/ 31 May 2002

A third of our children are workers

Close to a third of South Africa’s estimated 13,4-million children work, mostly on farms and in family businesses, according to a Department of Labour document on child labour. This is despite the fact that employing children under 15 is illegal.

According to the department’s draft Green Paper, Towards a National Child Labour Action Programme, almost two-thirds (59%) of the 4,8-million employed children worked because ”they had a duty to help their fami- lies”. Another 15% of children said they helped ”the family with money”.

The Green Paper says that 41% of African children were involved in economic activity compared to only 9% of white children and shows that almost two-thirds (59%) of children did more than three hours of agricultural labour a week. Fifty-five percent engaged in more than 12 hours of economic activity a week.

The document also reveals that:

  • An estimated 19000 children, excluding street children, beg in public for at least three hours a week.

  • About 395 000 children worked nights in the past year, including 75000 in the five to nine age group. About two million children said they were exposed to hazardous conditions.

  • A third of children worked for themselves in the retail sector.

  • About 432 000 children aged between five and 17, or 3%, said they performed unpaid household chores for 14 hours or more a week.
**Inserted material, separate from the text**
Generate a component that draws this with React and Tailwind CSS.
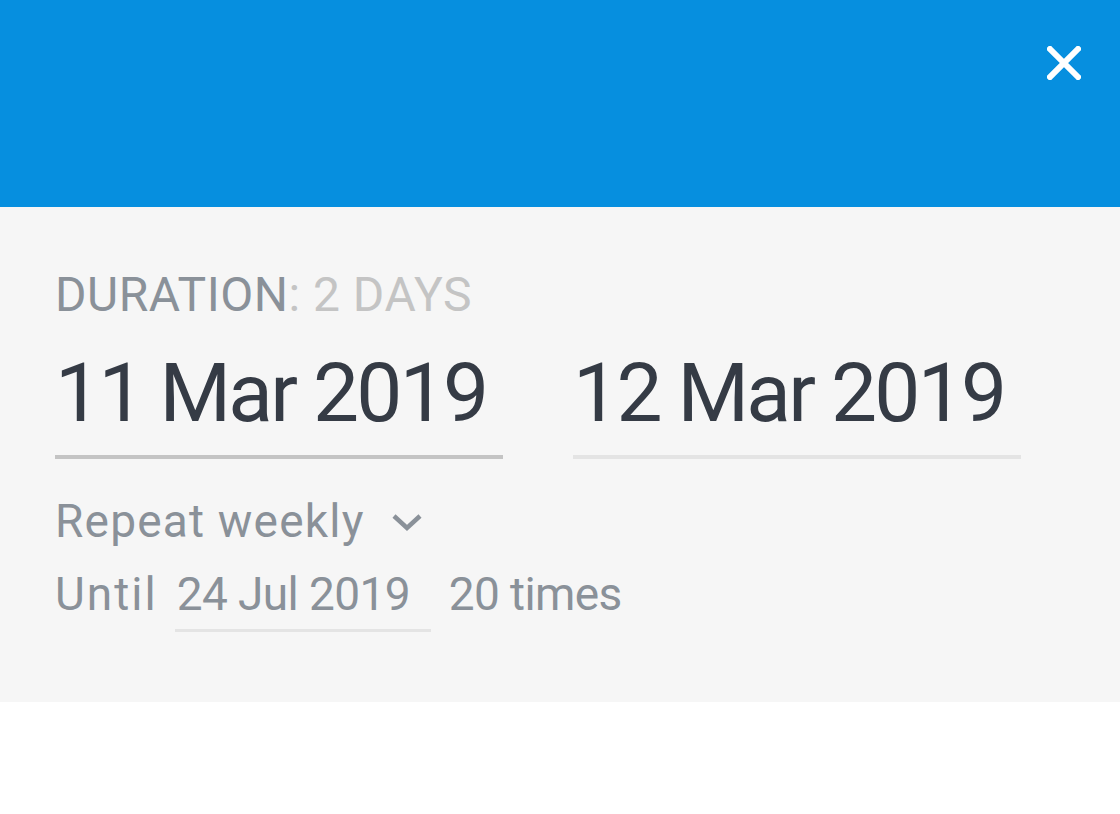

The paper — based on the 1999 household-focused Survey of Activities of Young People — also finds a link between child labour and poverty. ”Lack of access to services such as electricity and piped water increases the likelihood not only of fetching water and fuel, but also of other forms of child work,” it says. ”The importance of poverty as a factor encouraging child work is confirmed by the responses of many children that their reason for working is to contribute to the family.”

It also refers to the effects of HIV/Aids, in the form of growing numbers of child-headed households. Child breadwinners unable to access state grants were at greater risk of having to work.

The Department of Labour is to hold provincial public hearings from July. A national anti-child work programme involving the department, social services and the police, is expected to be in place by the end of the year.